▶ **Directions for this task**:
Copy out every line that contains the word "with".

________________________

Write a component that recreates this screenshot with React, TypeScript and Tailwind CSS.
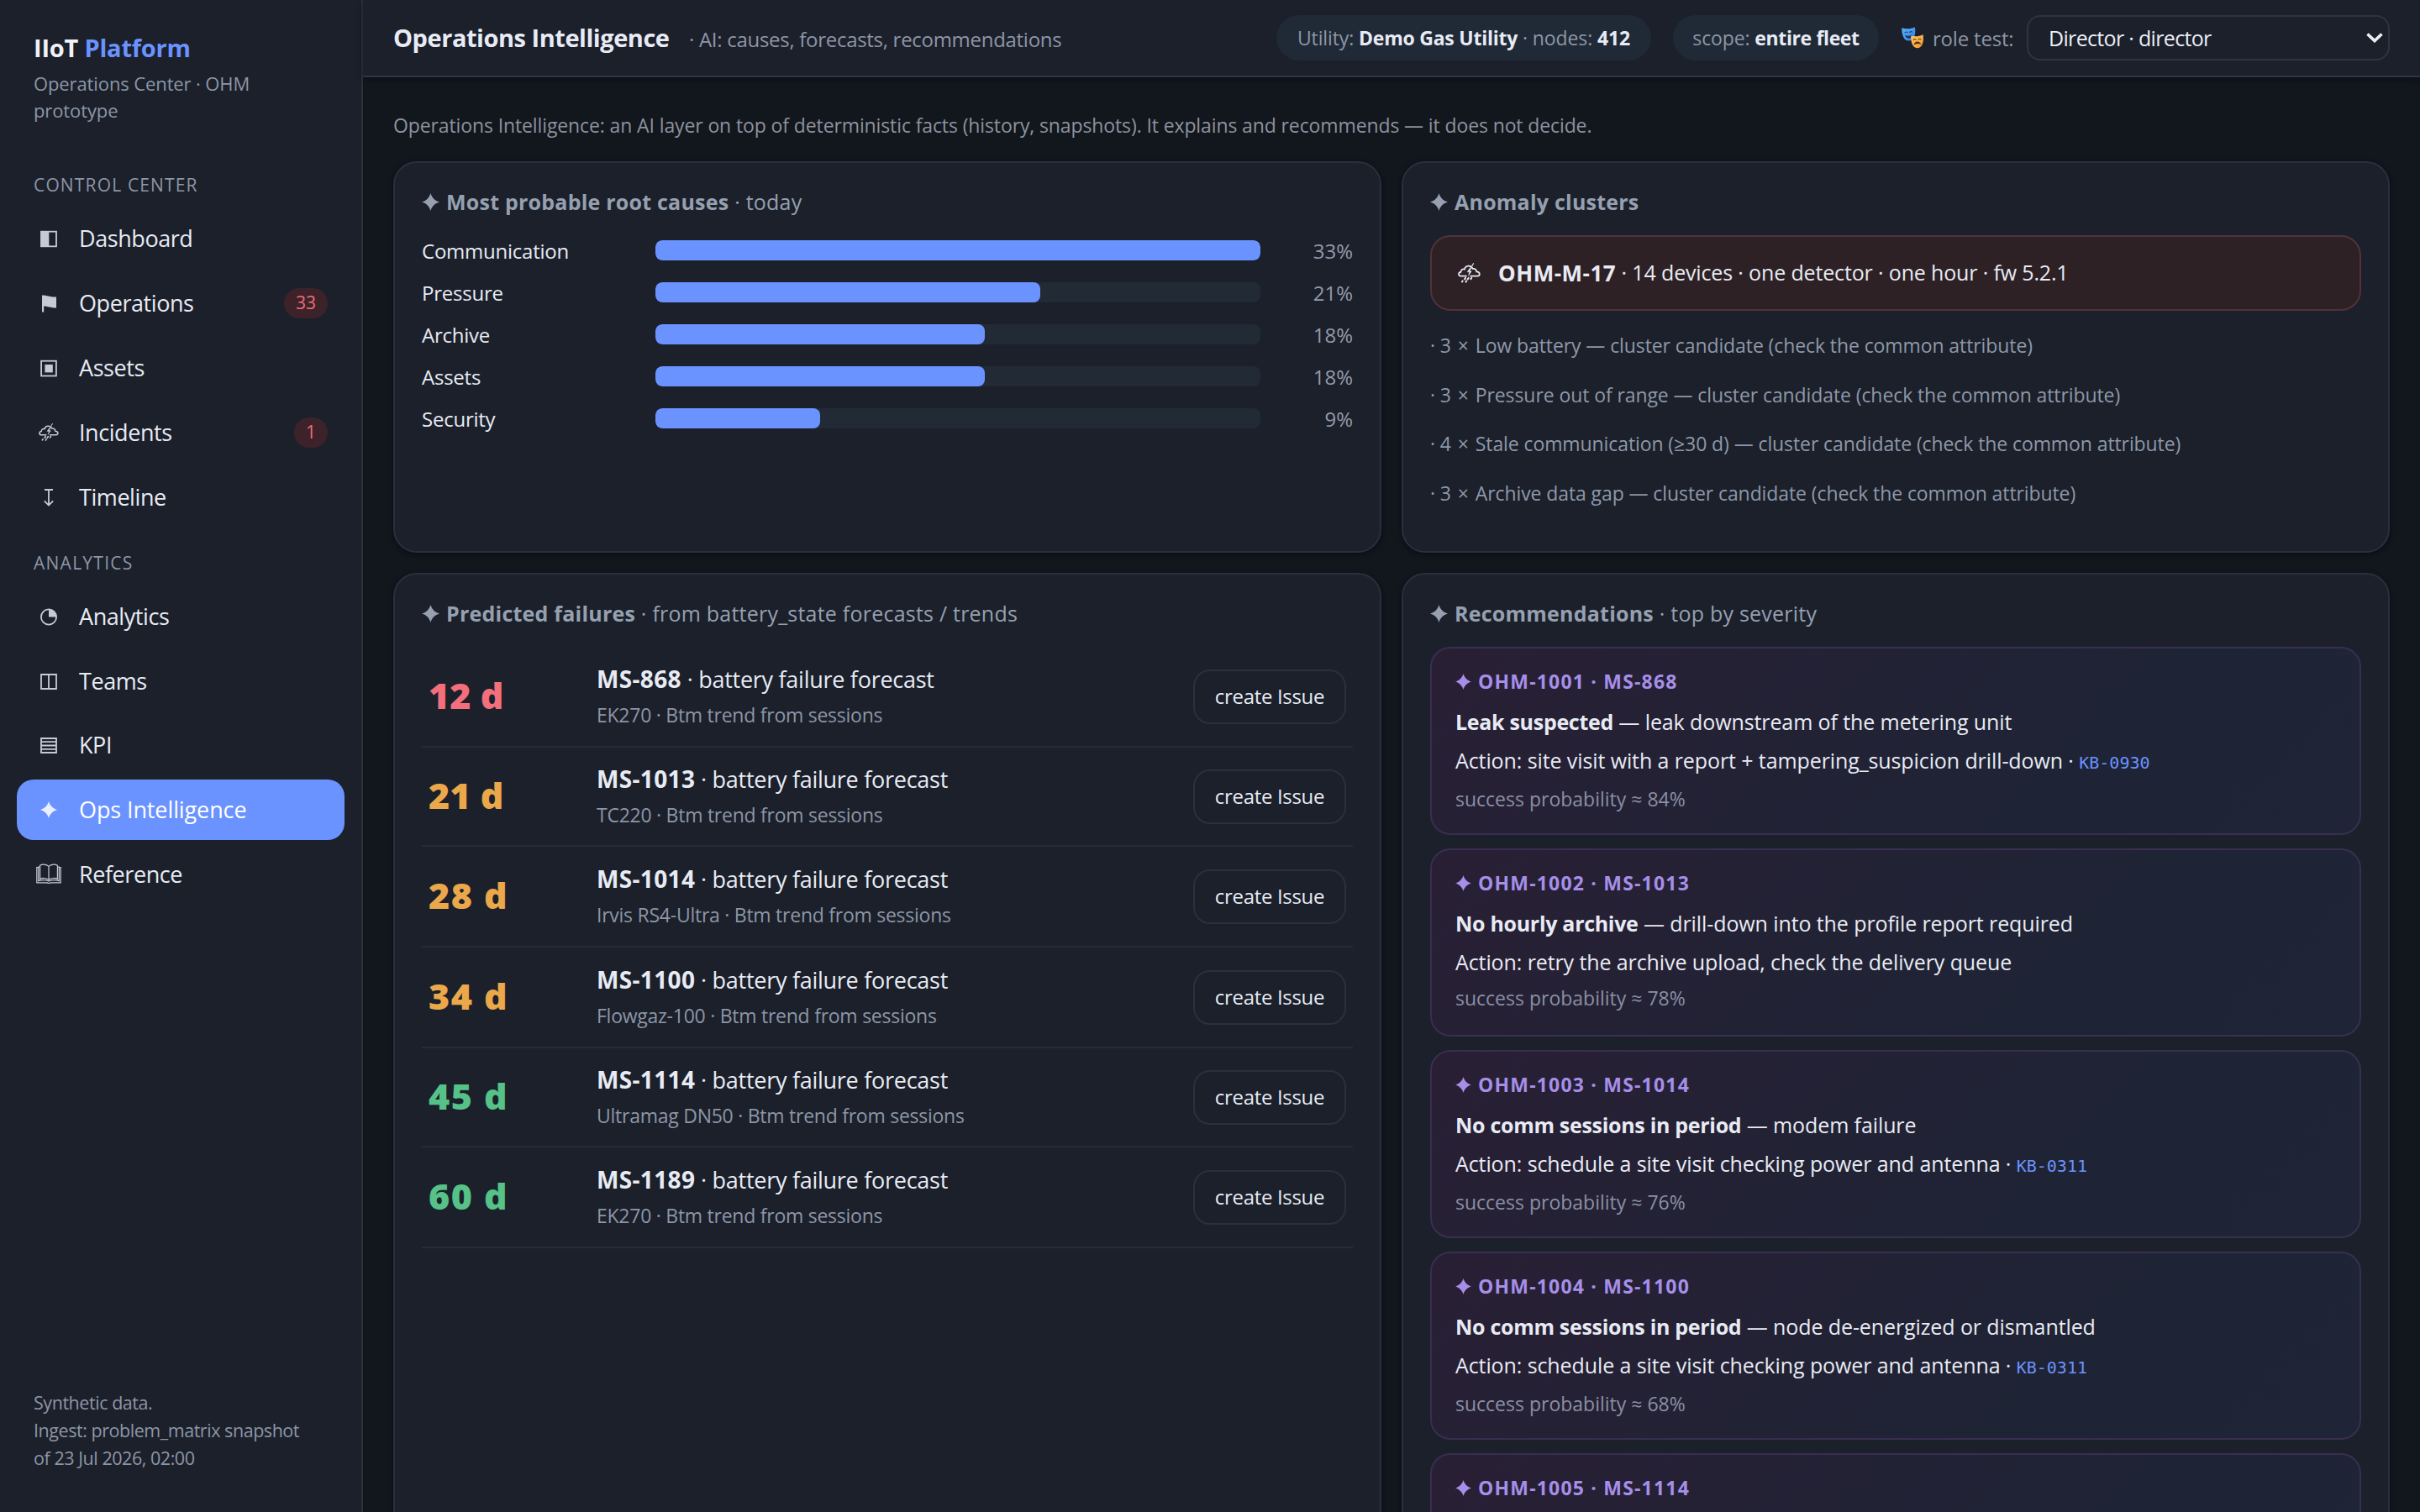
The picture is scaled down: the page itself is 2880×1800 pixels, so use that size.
import type { ReactNode } from "react";

const box = "h-[26px] w-[30px] overflow-visible";

function Star({ className }: { className: string }) {
  return (
    <svg viewBox="0 0 20 20" className={className} fill="currentColor">
      <path d="M10 0 C11.4 5 15 8.6 20 10 C15 11.4 11.4 15 10 20 C8.6 15 5 11.4 0 10 C5 8.6 8.6 5 10 0Z" />
    </svg>
  );
}

function StormIcon({ className }: { className: string }) {
  return (
    <svg viewBox="0 0 26 24" className={className} fill="none" stroke="currentColor" strokeWidth="1.7" strokeLinejoin="round" strokeLinecap="round">
      <path d="M9.6 15 H3.2 C0.2 15 0.2 10.8 3.4 10.4 C3.6 7.4 5.8 6.6 7.6 7.4 C8.6 2.6 14.8 2 17 6.6 C19.6 6 21.4 7.8 21.4 10 C25.8 10.2 25.8 15 22.6 15 H14.6" />
      <path d="M17.8 0.6 L16.2 3.4" strokeWidth="1.1" />
      <path d="M14 5.6 L10.6 10.4 H13 L12 14.8 L15.8 9.4 H13.6 L15.4 5.6Z" fill="currentColor" strokeWidth="0.3" />
      <path d="M8.8 17 L7.8 18.6 M12.2 17.2 L11.2 18.8 M15.6 17 L14.8 18.4 M5.4 20.6 L4.8 21.6 M9.8 20.6 L9.2 21.8" strokeWidth="1.9" />
    </svg>
  );
}

const icons: Record<string, ReactNode> = {
  dashboard: (
    <svg viewBox="0 0 30 26" className={box}>
      <rect x="6" y="4.7" width="18" height="17.6" fill="none" stroke="currentColor" strokeWidth="1.8" />
      <rect x="5.5" y="4" width="9.8" height="19" fill="currentColor" />
    </svg>
  ),
  flag: (
    <svg viewBox="0 0 30 26" className={box} fill="currentColor">
      <path d="M7 3.5 C13 3.6 17 5.8 24 5.6 V18.4 C17 18.4 13.5 16.4 9.2 16.4 V23.5 H7Z" />
    </svg>
  ),
  assets: (
    <svg viewBox="0 0 30 26" className={box}>
      <rect x="6.1" y="4.7" width="17.8" height="17.8" fill="none" stroke="currentColor" strokeWidth="1.8" />
      <rect x="10.4" y="9" width="9.4" height="9.4" fill="currentColor" />
    </svg>
  ),
  storm: <StormIcon className="h-[22px] w-6" />,
  timeline: (
    <svg viewBox="0 0 30 26" className={box} fill="none" stroke="currentColor" strokeWidth="1.8">
      <path d="M10 4 H20 M15 4 V22 M9.8 17.4 L15 22.4 L20.2 17.4" />
    </svg>
  ),
  analytics: (
    <svg viewBox="0 0 30 26" className={box}>
      <circle cx="15" cy="13.5" r="9.1" fill="none" stroke="currentColor" strokeWidth="1.8" />
      <path d="M15 13.5 V4.5 A9 9 0 0 1 24 13.5Z" fill="currentColor" />
    </svg>
  ),
  teams: (
    <svg viewBox="0 0 30 26" className={box} fill="none" stroke="currentColor" strokeWidth="1.8">
      <path d="M6 5 H24 V22 H6Z M15 5 V22" />
    </svg>
  ),
  kpi: (
    <svg viewBox="0 0 30 26" className={box} fill="none" stroke="currentColor" strokeWidth="1.8">
      <path d="M6 5 H24 V22 H6Z M6 9.2 H24 M6 13.5 H24 M6 17.8 H24" />
    </svg>
  ),
  star: <Star className="h-5 w-5" />,
  book: (
    <svg viewBox="0 0 30 24" className="h-6 w-[30px]" fill="none" stroke="currentColor" strokeWidth="1.2">
      <path d="M15 3.4 C12 0.4 7 0.6 4.6 2.2 V18.4 C7.4 17 12 17 15 19.4 C18 17 22.6 17 25.4 18.4 V2.2 C23 0.6 18 0.4 15 3.4Z M15 3.4 V19.4" />
      <path d="M4.6 4 H2.7 V20.6 C7 19.4 12 19.4 15 21 C18 19.4 23 19.4 27.3 20.6 V4 H25.4" />
      <path d="M2.7 4.6 H0.8 V22.8 H13 C14 23.6 16 23.6 17 22.8 H29.2 V4.6 H27.3" />
    </svg>
  ),
};

type Item = { icon: string; label: string; badge?: string; active?: boolean };

const control: Item[] = [
  { icon: "dashboard", label: "Dashboard" },
  { icon: "flag", label: "Operations", badge: "33" },
  { icon: "assets", label: "Assets" },
  { icon: "storm", label: "Incidents", badge: "1" },
  { icon: "timeline", label: "Timeline" },
];
const analytics: Item[] = [
  { icon: "analytics", label: "Analytics" },
  { icon: "teams", label: "Teams" },
  { icon: "kpi", label: "KPI" },
  { icon: "star", label: "Ops Intelligence", active: true },
  { icon: "book", label: "Reference" },
];

function NavItem({ item }: { item: Item }) {
  return (
    <a
      className={
        "flex h-[72px] items-center rounded-[20px] pr-5 pl-5 text-[27px] " +
        (item.active ? "bg-[#6b93ff] tracking-[-0.004em] text-white" : "tracking-[-0.016em] text-[#e8ebf3]")
      }
    >
      <span className={"mr-[18px] flex w-9 justify-center " + (item.active ? "text-[#e9efff]" : "text-[#c6cad5]")}>
        {icons[item.icon]}
      </span>
      <span className="pt-px">{item.label}</span>
      {item.badge && (
        <span className="ml-auto flex h-9 min-w-10 items-center justify-center rounded-full bg-[#3d2329] px-[14px] text-[21px] tracking-normal text-[#f06b78]">
          {item.badge}
        </span>
      )}
    </a>
  );
}

function Sidebar() {
  return (
    <aside className="flex w-[432px] shrink-0 flex-col border-r-2 border-[#2c313d] bg-[#1b202b] px-5 pt-[37px] pb-12">
      <div className="pl-5">
        <div className="text-[29px] leading-10 font-bold tracking-[-0.007em] text-[#f0f2f8]">
          IIoT <span className="text-[#6b93ff]">Platform</span>
        </div>
        <div className="mt-1.5 w-[300px] text-[22px] leading-8 tracking-[-0.005em] text-[#8d96a6]">
          Operations Center · OHM prototype
        </div>
      </div>
      <div className="mt-[59px] pl-5 text-[21px] leading-7 tracking-[0.055em] text-[#8d96a6]">CONTROL CENTER</div>
      <nav className="mt-[14px] flex flex-col gap-[5px]">
        {control.map((i) => (
          <NavItem key={i.label} item={i} />
        ))}
      </nav>
      <div className="mt-[28px] pl-5 text-[21px] leading-7 tracking-[0.06em] text-[#8d96a6]">ANALYTICS</div>
      <nav className="mt-[14px] flex flex-col gap-[4.6px]">
        {analytics.map((i) => (
          <NavItem key={i.label} item={i} />
        ))}
      </nav>
      <div className="mt-auto pl-5 text-[21.5px] leading-[33px] tracking-[-0.021em] whitespace-nowrap text-[#8d96a6]">
        Synthetic data.
        <br />
        Ingest: problem_matrix snapshot
        <br />
        of 23 Jul 2026, 02:00
      </div>
    </aside>
  );
}

function Masks() {
  return (
    <svg viewBox="0 0 26 26" className="h-[26px] w-[26px]">
      <defs>
        <linearGradient id="happy" x1="0" y1="0" x2="1" y2="1">
          <stop offset="0" stopColor="#5cb8fb" />
          <stop offset="1" stopColor="#2f7de0" />
        </linearGradient>
        <linearGradient id="sad" x1="0" y1="0" x2="1" y2="1">
          <stop offset="0" stopColor="#ffc65c" />
          <stop offset="1" stopColor="#f09a35" />
        </linearGradient>
      </defs>
      <path d="M0.4 1.2 C5 3 11 2.4 15.8 0.2 C16.6 4.6 16.6 8.4 15 12 C12.6 17.4 5.6 18 2.8 13.2 C0.8 9.6 0.2 5.4 0.4 1.2Z" fill="url(#happy)" />
      <path d="M4 6.8 Q5.6 5.4 7 6.6 M9.6 6.4 Q11.2 5 12.6 6.2" fill="none" stroke="#1d3f7c" strokeWidth="1.1" strokeLinecap="round" />
      <path d="M3.8 9.8 Q8.6 12 13.2 9 Q12 13.6 8.8 13.8 Q5.4 13.8 3.8 9.8Z" fill="#1d3362" />
      <path d="M11.4 10.2 C16 12 20.6 11.6 25.6 9 C26.2 13 26.2 17.4 24.6 21 C22.4 26 16.6 26.6 13.8 22.6 C11.4 19 11 14.4 11.4 10.2Z" fill="url(#sad)" />
      <path d="M14.2 15.4 Q15.6 14 17 15.2 M20 15 Q21.4 13.6 22.8 14.8" fill="none" stroke="#7a3d18" strokeWidth="1.1" strokeLinecap="round" />
      <path d="M14.4 21.4 Q15.6 17.6 18.8 17.4 Q22.2 17.4 23.4 21 Q18.8 18.6 14.4 21.4Z" fill="#5c2b14" />
    </svg>
  );
}

function Header() {
  return (
    <header className="z-10 flex h-[92px] shrink-0 items-center border-b-2 border-[#2f3441] bg-[#1b202b] pr-9 pl-9 shadow-[0_2px_8px_rgba(0,0,0,0.35)]">
      <div className="flex items-baseline pt-0.5 whitespace-nowrap">
        <h1 className="w-[352px] text-[29px] leading-[38px] font-bold tracking-[-0.016em] text-[#e8ebf5]">
          Operations Intelligence
        </h1>
        <span className="text-[24px] leading-[38px] tracking-[-0.012em] text-[#8d96a6]">
          · AI: causes, forecasts, recommendations
        </span>
      </div>
      <div className="ml-auto flex items-center whitespace-nowrap text-[#8d96a6]">
        <div className="mr-[26px] flex h-[54px] w-[446px] items-center justify-center rounded-full bg-[#202a36] text-[23px] tracking-[-0.005em]">
          <span>
            Utility: <b className="tracking-[-0.01em] text-[#e8ebf5]">Demo Gas Utility</b> · nodes: <b className="text-[#e8ebf5]">412</b>
          </span>
        </div>
        <div className="mr-[27px] flex h-[54px] w-[245px] items-center justify-center rounded-full bg-[#202a36] text-[23px] tracking-[-0.005em]">
          <span>
            scope: <b className="tracking-[-0.016em] text-[#e8ebf5]">entire fleet</b>
          </span>
        </div>
        <Masks />
        <span className="ml-[11px] w-[112px] pt-0.5 text-[24px] tracking-[-0.008em]">role test:</span>
        <div className="relative">
          <select className="block h-[54px] w-[432px] appearance-none rounded-[16px] border-2 border-[#2f3441] bg-[#1b202b] pt-0.5 pl-6 text-[25px] tracking-[-0.027em] text-[#eceef6]">
            <option>Director · director</option>
          </select>
          <svg viewBox="0 0 20 12" className="pointer-events-none absolute top-[21px] right-2 h-3 w-5" fill="none" stroke="#eceef6" strokeWidth="3.6">
            <path d="M1.5 1.5 L10 9.6 L18.5 1.5" />
          </svg>
        </div>
      </div>
    </header>
  );
}

function Card({ title, note, children }: { title: string; note?: string; children: ReactNode }) {
  return (
    <section className="rounded-[28px] border-2 border-[#2a2f3c] bg-[#1b202b] px-8 pt-7 shadow-[0_2px_6px_rgba(0,0,0,0.4)]">
      <h2 className="flex items-center text-[25px] leading-9 whitespace-pre text-[#96a0b0]">
        <Star className="mr-2 h-[21px] w-[21px]" />
        <b className="tracking-[0.009em]">{title}</b>
        {note && <span className="tracking-[0.009em]"> · {note}</span>}
      </h2>
      {children}
    </section>
  );
}

const causes = [
  { name: "Communication", pct: 33, width: 100 },
  { name: "Pressure", pct: 21, width: 63.6 },
  { name: "Archive", pct: 18, width: 54.5 },
  { name: "Assets", pct: 18, width: 54.5 },
  { name: "Security", pct: 9, width: 27.2 },
];

const clusters = [
  { count: 3, name: "Low battery" },
  { count: 3, name: "Pressure out of range" },
  { count: 4, name: "Stale communication (≥30 d)" },
  { count: 3, name: "Archive data gap" },
];

const failures = [
  { days: 12, node: "MS-868", device: "EK270", color: "tracking-[0.001em] text-[#f26f7b]" },
  { days: 21, node: "MS-1013", device: "TC220", color: "tracking-[0.001em] text-[#eba84b]" },
  { days: 28, node: "MS-1014", device: "Irvis RS4-Ultra", color: "tracking-[0.034em] text-[#eba84b]" },
  { days: 34, node: "MS-1100", device: "Flowgaz-100", color: "tracking-[0.034em] text-[#eba84b]" },
  { days: 45, node: "MS-1114", device: "Ultramag DN50", color: "tracking-[0.034em] text-[#56c288]" },
  { days: 60, node: "MS-1189", device: "EK270", color: "tracking-[0.034em] text-[#56c288]" },
];

type Rec = { id: string; what?: string; why?: string; action?: string; kb?: string; p?: number };

const recs: Rec[] = [
  { id: "OHM-1001 · MS-868", what: "Leak suspected", why: "leak downstream of the metering unit", action: "site visit with a report + tampering_suspicion drill-down", kb: "KB-0930", p: 84 },
  { id: "OHM-1002 · MS-1013", what: "No hourly archive", why: "drill-down into the profile report required", action: "retry the archive upload, check the delivery queue", p: 78 },
  { id: "OHM-1003 · MS-1014", what: "No comm sessions in period", why: "modem failure", action: "schedule a site visit checking power and antenna", kb: "KB-0311", p: 76 },
  { id: "OHM-1004 · MS-1100", what: "No comm sessions in period", why: "node de-energized or dismantled", action: "schedule a site visit checking power and antenna", kb: "KB-0311", p: 68 },
  { id: "OHM-1005 · MS-1114" },
];

export default function App() {
  return (
    <div className="flex h-[1800px] w-[2880px] overflow-hidden bg-[#12161d] font-['Open_Sans','Noto_Sans',sans-serif] text-[#e8ebf3]">
      <Sidebar />
      <div className="flex min-w-0 flex-1 flex-col">
        <Header />
        <main className="flex-1 overflow-hidden px-9 pt-[41px]">
          <p className="mb-[27px] text-[23px] leading-8 tracking-[-0.005em] whitespace-nowrap text-[#8d929d]">
            Operations Intelligence: an AI layer on top of deterministic facts (history, snapshots). It explains and
            recommends — it does not decide.
          </p>
          <div className="grid grid-cols-2 grid-rows-[466px_1260px] gap-6">
            <Card title="Most probable root causes" note="today">
              <div className="mt-[23px] flex flex-col gap-4">
                {causes.map((c) => (
                  <div key={c.name} className="flex h-[34px] items-center text-[24px] leading-[34px]">
                    <span className="w-[278px] pt-0.5 tracking-[-0.01em]">{c.name}</span>
                    <span className="h-6 w-[720px] overflow-hidden rounded-[8px] bg-[#212a35]">
                      <span className="block h-6 rounded-[8px] bg-[#6b93ff]" style={{ width: `${c.width}%` }} />
                    </span>
                    <span className="ml-auto pt-0.5 text-[#939aa8]">{c.pct}%</span>
                  </div>
                ))}
              </div>
            </Card>

            <Card title="Anomaly clusters">
              <div className="mt-[22px] flex h-[90px] items-center rounded-[24px] border-2 border-[#523239] bg-[#2d2126] pl-[31px] text-[25px] tracking-[-0.006em] whitespace-pre">
                <StormIcon className="mr-[21px] h-[25px] w-[27px]" />
                <b className="text-[26px] tracking-[0.02em]">OHM-M-17</b>
                <span> · 14 devices · one detector · one hour · fw 5.2.1</span>
              </div>
              <div className="mt-3 text-[23px] tracking-[-0.004em] text-[#8f98a8]">
                {clusters.map((c) => (
                  <div key={c.name} className="flex h-[58.7px] items-center">
                    <span>
                      · {c.count} <span className="px-[2px]">×</span> {c.name} — cluster candidate (check the common attribute)
                    </span>
                  </div>
                ))}
              </div>
            </Card>

            <Card title="Predicted failures" note="from battery_state forecasts / trends">
              <div className="mt-[22px]">
                {failures.map((f) => (
                  <div
                    key={f.node}
                    className="flex h-[120px] items-center border-b-2 border-[#262c37] px-2 nth-[3n+2]:h-[118px]"
                  >
                    <div className={"w-[200px] pb-0.5 text-[43px] font-extrabold " + f.color}>{f.days} d</div>
                    <div className="pb-px">
                      <div className="text-[27px] leading-[38px] tracking-[-0.01em]">
                        <b className="text-[28px] tracking-[0.012em]">{f.node}</b> · battery failure forecast
                      </div>
                      <div className="mt-[5px] text-[23px] leading-9 tracking-[-0.011em] text-[#8d96a6]">
                        {f.device} · Btm trend from sessions
                      </div>
                    </div>
                    <button className="ml-auto h-[65px] w-[182px] rounded-[20px] border-2 border-[#2b303d] text-[24px] tracking-[-0.013em]">
                      create Issue
                    </button>
                  </div>
                ))}
              </div>
            </Card>

            <Card title="Recommendations" note="top by severity">
              <div className="mt-[22px] flex flex-col gap-4">
                {recs.map((r) => (
                  <div
                    key={r.id}
                    className="h-56 rounded-[24px] border-2 border-[#382f50] bg-[linear-gradient(135deg,#291f35_0%,#1e2435_70%,#1f2536_100%)] px-7 pt-[23px]"
                  >
                    <div className="flex items-center text-[23px] leading-8 font-bold tracking-[0.052em] text-[#a68fe8]">
                      <Star className="mr-2 h-[19px] w-[19px]" />
                      {r.id}
                    </div>
                    {r.what && (
                      <>
                        <div className="mt-[9px] text-[25px] leading-[46px] tracking-[-0.004em]">
                          <b className="tracking-[-0.012em]">{r.what}</b> — {r.why}
                          <br />
                          Action: {r.action}
                          {r.kb && (
                            <>
                              {" · "}
                              <span className="font-['DejaVu_Sans_Mono',monospace] text-[20px] tracking-normal text-[#6b93ff]">
                                {r.kb}
                              </span>
                            </>
                          )}
                        </div>
                        <div className="mt-0.5 text-[23px] leading-9 text-[#8b8fa3]">success probability ≈ {r.p}%</div>
                      </>
                    )}
                  </div>
                ))}
              </div>
            </Card>
          </div>
        </main>
      </div>
    </div>
  );
}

________________________

▶ **Output of the task**:
Write a component that recreates this screenshot with React, TypeScript and Tailwind CSS.
  { id: "OHM-1001 · MS-868", what: "Leak suspected", why: "leak downstream of the metering unit", action: "site visit with a report + tampering_suspicion drill-down", kb: "KB-0930", p: 84 },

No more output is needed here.